The Data Quality Problem in Enterprise HR Systems
Workday and SAP are the authoritative systems of record for HR data in most large organizations—and they are only as accurate as the data entered into them. HR data quality issues arise at three points: initial data entry (incorrect values entered at hire or in self-service updates), process execution errors (workflow steps completed incorrectly, required fields skipped, business rules violated), and data maintenance lapses (records not updated when employee data changes). The downstream consequences of each error type range from incorrect paychecks to compliance violations to inaccurate regulatory reports.
The scale of data quality issues in enterprise HR systems is larger than most organizations recognize. A survey of Workday customers found that 68% reported significant data quality issues in at least one key HR data domain; the most commonly cited error types were incorrect cost center assignments (affecting financial reporting), incomplete job data (affecting compensation and benefits), and outdated location data (affecting tax withholding). Each of these error types has direct financial consequences that, in aggregate across a large workforce, represent a material financial risk.
Why Errors Happen: The User Experience Root Cause
Most HR data entry errors are not careless mistakes—they are the predictable outcome of complex interfaces combined with infrequent use. An employee who updates their bank account information in Workday once every two years cannot be expected to remember the correct navigation path or the specific field formatting requirements. A manager who completes the hire transaction for a new employee three times per month encounters enough variation in edge cases (transfers, rehires, contingent workers) that errors on non-standard cases are nearly inevitable without guidance.
The infrequent-use problem is compounded by the context-switching overhead of enterprise HR systems: an employee completing a self-service update is typically in the middle of another task, spending the minimum time necessary on the HR system before returning to their primary work. In this context, the investment needed to look up the correct format for a field or navigate to the help documentation is simply not made—the user enters what seems right, which is correct often enough to reinforce the behavior, and wrong occasionally enough to create systematic data quality issues.

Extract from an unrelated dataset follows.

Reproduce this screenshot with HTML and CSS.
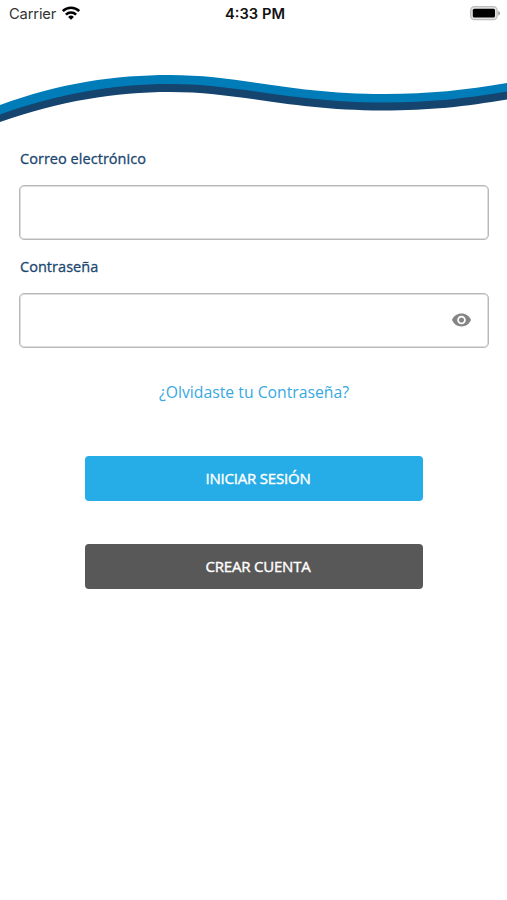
FILE: index.html
```html
<!DOCTYPE html>
<html lang="es">
<head>
<meta charset="utf-8">
<meta name="viewport" content="width=device-width, initial-scale=1">
<title>Iniciar sesión</title>
<link rel="stylesheet" href="styles.css">
</head>
<body>
<header class="status">
  <div class="carrier"><span>Carrier</span>
    <svg class="wifi" viewBox="0 0 18 14" width="18" height="14"><g fill="none" stroke="#000" stroke-width="2.6"><path d="M.8 5.1a11.7 11.7 0 0 1 16.4 0"/><path d="M3.9 8.6a7.3 7.3 0 0 1 10.2 0"/></g><path d="M9 13.8 6.1 10.9a4.1 4.1 0 0 1 5.8 0z"/></svg>
  </div>
  <time class="time">4:33 PM</time>
  <svg class="battery" viewBox="0 0 31 15" width="31" height="15"><rect x=".7" y=".7" width="26.4" height="13" rx="3.8" fill="#e4e4e4" stroke="#bdbdbd" stroke-width="1.3"/><rect x="2.8" y="2.8" width="22.2" height="8.8" rx="1.5"/><path d="M28.2 5v4.600c2.400-.8 2.400-3.800 0-4.600z" fill="#999"/></svg>
</header>
<svg class="wave" viewBox="0 70 507 55" width="507" height="55"><path fill="#15446e" d="M0 107C60 85 115 77 170 77C240 77 290 96 385 96C430 96 465 92 507 85V99.500C465 106.500 430 110.500 383 110.500C290 110.500 240 92 170 92C115 92 60 101 0 122z"/><path fill="#007db8" d="M0 105C60 83 115 75 170 75C240 75 290 94 385 94C430 94 465 90 507 83V91.500C465 98.500 430 102.500 385 102.500C290 102.500 240 84 170 84C115 84 60 93 0 114.500z"/></svg>
<form class="login">
  <label class="label" for="email">Correo electrónico</label>
  <div class="field"><input id="email" type="email"></div>
  <label class="label" for="password">Contraseña</label>
  <div class="field"><input id="password" type="password">
    <svg class="eye" viewBox="1 4 22 16" width="19" height="14"><path fill="#858585" d="M12 4.500C7 4.500 2.730 7.610 1 12c1.730 4.390 6 7.500 11 7.500s9.270-3.110 11-7.500c-1.730-4.390-6-7.500-11-7.500zM12 17c-2.760 0-5-2.240-5-5s2.240-5 5-5 5 2.240 5 5-2.240 5-5 5zm0-8c-1.660 0-3 1.340-3 3s1.340 3 3 3 3-1.340 3-3-1.340-3-3-3z"/></svg>
  </div>
  <a class="forgot">¿Olvidaste tu Contraseña?</a>
  <button class="button primary" type="button">INICIAR SESIÓN</button>
  <button class="button secondary" type="button">CREAR CUENTA</button>
</form>
</body>
</html>
```
FILE: styles.css
```css
* { box-sizing: border-box; }
body { margin: 0; background: #fff; font-family: "Open Sans", sans-serif; }
.status {
  display: grid;
  grid-template-columns: 1fr auto 1fr;
  align-items: center;
  height: 28px;
  padding: 0 6px 1px 9px;
  font: 14.7px/20px Inter, sans-serif;
  color: #111;
}
.carrier { display: flex; align-items: center; gap: 6px; color: #333; letter-spacing: -0.15px; }
.wifi { margin-bottom: 2px; }
.time { font-weight: 600; }
.battery { justify-self: end; }
.wave { display: block; margin-top: 42px; }
.login { display: flex; flex-direction: column; padding: 23px 18px 0 19px; }
.label {
  height: 37px;
  padding-left: 1px;
  font-size: 14.5px;
  line-height: 22px;
  letter-spacing: 0.04px;
  color: #1b4770;
  -webkit-text-stroke: 0.3px #1b4770;
}
.field {
  display: flex;
  align-items: center;
  height: 55px;
  margin-bottom: 16px;
  padding: 0 17px 1px 0;
  border: 1px solid #b8b8b8;
  border-radius: 5px;
  box-shadow: inset 0 0 0 1px #dedede;
}
.field input { flex: 1; min-width: 0; height: 100%; border: 0; outline: 0; background: none; }
.forgot {
  align-self: center;
  margin-top: 17px;
  font-size: 15.75px;
  line-height: 22px;
  color: #37a9df;
}
.button {
  align-self: center;
  width: 338px;
  height: 45px;
  padding: 0 0 2px 8px;
  border: 0;
  border-radius: 4px;
  font: 15px/22px "Open Sans", sans-serif;
  letter-spacing: -0.2px;
  color: #fff;
  -webkit-text-stroke: 0.4px #fff;
}
.primary { margin-top: 53px; background: #26ace7; }
.secondary { margin-top: 43px; background: #585858; }
```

In-Application Guidance at Error-Prone Points
In-application guidance platforms like Apty address the data quality problem by intervening at the specific fields and workflow steps where errors most commonly occur. Field-level smart tips appear when the user clicks into a field with a documented error pattern, providing the correct format ("Enter in YYYY-MM-DD format"), the correct value ("Select the cost center for your employee's home department, not their project assignment"), or a validation check (comparing the entered value against expected ranges and flagging outliers before the form is submitted).
Workflow validation guidance goes further: before a transaction is submitted, an in-app validation layer checks all entered values against a set of business rules and highlights any fields that appear incorrect, allowing the user to correct errors before they enter the system. This pre-submission validation—which can be implemented without any changes to the underlying Workday or SAP configuration—catches the majority of systematic error types before they become data quality issues requiring post-submission correction.

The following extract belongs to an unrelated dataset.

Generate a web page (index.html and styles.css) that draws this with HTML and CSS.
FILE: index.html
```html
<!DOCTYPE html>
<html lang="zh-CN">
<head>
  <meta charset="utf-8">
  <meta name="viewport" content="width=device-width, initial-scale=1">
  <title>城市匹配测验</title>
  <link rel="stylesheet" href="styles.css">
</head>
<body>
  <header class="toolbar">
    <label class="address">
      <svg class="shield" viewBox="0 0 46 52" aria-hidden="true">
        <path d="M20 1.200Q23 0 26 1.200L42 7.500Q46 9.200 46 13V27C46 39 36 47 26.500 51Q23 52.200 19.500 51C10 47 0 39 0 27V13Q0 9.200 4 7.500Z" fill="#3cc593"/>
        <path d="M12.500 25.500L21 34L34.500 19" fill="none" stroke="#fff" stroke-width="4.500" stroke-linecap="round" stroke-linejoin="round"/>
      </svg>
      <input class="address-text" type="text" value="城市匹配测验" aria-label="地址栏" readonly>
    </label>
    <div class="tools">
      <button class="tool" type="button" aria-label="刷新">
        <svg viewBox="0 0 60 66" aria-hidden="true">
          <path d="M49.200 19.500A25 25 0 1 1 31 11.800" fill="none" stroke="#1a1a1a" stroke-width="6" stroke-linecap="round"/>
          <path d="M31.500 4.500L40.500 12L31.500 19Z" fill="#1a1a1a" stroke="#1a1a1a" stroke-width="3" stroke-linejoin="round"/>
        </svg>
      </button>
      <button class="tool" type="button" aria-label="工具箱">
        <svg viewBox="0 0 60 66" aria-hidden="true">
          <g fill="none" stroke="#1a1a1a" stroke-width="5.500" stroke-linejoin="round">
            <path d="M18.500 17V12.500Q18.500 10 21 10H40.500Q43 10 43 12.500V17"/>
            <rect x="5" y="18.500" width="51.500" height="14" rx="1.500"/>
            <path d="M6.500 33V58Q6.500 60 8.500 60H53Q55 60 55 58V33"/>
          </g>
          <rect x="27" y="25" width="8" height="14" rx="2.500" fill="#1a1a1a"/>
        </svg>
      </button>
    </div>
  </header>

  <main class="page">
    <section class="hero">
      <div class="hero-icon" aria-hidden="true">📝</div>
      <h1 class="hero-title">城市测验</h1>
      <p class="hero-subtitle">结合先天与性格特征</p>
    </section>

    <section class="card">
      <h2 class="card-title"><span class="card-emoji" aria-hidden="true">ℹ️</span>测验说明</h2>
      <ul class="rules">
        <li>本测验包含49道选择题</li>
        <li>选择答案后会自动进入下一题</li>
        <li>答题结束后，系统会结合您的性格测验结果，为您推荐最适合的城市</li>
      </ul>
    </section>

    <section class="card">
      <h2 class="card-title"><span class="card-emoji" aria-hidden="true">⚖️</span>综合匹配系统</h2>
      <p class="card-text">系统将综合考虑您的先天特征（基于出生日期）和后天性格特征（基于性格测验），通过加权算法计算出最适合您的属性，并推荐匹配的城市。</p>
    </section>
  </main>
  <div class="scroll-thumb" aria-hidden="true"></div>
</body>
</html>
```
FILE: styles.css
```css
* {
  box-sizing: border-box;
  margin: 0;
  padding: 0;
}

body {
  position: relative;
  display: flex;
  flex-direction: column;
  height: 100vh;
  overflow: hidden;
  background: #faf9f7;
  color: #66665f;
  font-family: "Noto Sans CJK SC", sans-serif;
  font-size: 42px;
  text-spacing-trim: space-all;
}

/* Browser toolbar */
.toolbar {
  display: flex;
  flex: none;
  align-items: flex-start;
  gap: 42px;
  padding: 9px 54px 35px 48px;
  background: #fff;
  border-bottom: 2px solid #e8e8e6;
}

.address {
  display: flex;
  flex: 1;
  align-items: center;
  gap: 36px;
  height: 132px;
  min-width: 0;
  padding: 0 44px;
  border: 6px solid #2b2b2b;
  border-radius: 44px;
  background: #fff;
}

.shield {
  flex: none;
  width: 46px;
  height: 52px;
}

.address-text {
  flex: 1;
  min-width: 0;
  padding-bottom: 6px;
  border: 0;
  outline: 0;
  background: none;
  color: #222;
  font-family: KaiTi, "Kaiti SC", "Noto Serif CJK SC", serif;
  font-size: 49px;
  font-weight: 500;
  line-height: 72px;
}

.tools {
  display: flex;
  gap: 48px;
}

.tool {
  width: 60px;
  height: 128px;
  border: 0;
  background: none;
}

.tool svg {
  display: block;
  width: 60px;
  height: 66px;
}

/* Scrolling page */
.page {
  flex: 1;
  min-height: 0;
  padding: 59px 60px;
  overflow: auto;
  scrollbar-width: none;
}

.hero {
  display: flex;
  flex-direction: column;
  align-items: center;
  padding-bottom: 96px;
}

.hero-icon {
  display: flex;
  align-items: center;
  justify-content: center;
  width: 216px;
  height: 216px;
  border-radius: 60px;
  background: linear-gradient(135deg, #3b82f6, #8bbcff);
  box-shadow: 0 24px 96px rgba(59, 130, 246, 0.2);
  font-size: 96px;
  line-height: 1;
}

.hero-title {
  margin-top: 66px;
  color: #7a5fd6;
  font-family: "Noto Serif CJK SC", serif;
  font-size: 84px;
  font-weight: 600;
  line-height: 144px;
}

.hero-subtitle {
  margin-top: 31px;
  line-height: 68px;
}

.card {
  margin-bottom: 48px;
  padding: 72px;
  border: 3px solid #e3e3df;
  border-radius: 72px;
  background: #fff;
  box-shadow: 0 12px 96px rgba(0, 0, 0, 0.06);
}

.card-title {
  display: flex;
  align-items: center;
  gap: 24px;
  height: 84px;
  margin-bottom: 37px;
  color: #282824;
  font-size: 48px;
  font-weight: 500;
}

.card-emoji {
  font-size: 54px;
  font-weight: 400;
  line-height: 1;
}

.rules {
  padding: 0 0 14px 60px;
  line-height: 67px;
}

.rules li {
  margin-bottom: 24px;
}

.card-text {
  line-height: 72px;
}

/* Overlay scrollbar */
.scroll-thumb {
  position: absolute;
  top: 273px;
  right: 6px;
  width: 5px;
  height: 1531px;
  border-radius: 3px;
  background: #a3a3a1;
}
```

Guided Walkthroughs for Complex Transactions
For the complex HR transactions that account for the majority of serious data quality issues—rehires, promotions, international transfers, contingent worker engagements—guided walkthroughs provide step-by-step instruction that adapts to the specific transaction context. A guided rehire walkthrough, for example, knows which fields require special attention for a rehired employee (effective date handling, benefits eligibility reset, PTO accrual restart), prompts the user at each of these decision points with specific guidance, and validates that each step has been completed correctly before advancing to the next.
Walkthroughs are built once and maintained by the HR operations team (not IT), using visual editors that allow non-technical users to create and update guidance without coding. When Workday releases a quarterly update that changes the UI of a specific workflow, the HR operations team updates the corresponding walkthrough in the guidance platform—typically a 15-30 minute task—rather than waiting for IT to update custom code or for training materials to be revised.
Measuring Data Quality Improvement
The impact of in-app guidance on data quality is measurable through two metrics: error rate reduction (the percentage of transactions with data quality flags, before and after guidance implementation, for transactions where guidance was displayed) and correction rate reduction (the volume of post-submission data corrections required, which represents the cost of errors that reach the system). Organizations that measure these metrics consistently report 40-70% reductions in error rates for the specific fields and workflows where targeted guidance was deployed.
The financial case for data quality improvement is specific: calculate the cost per data correction (HR operations time to identify and correct a data quality issue—typically 20-45 minutes per correction), multiply by the volume of corrections per month, and compare against the cost of the guidance platform. For organizations with high-volume data entry environments (retail, manufacturing, healthcare), the correction cost reduction alone typically justifies the guidance platform investment within the first quarter of deployment.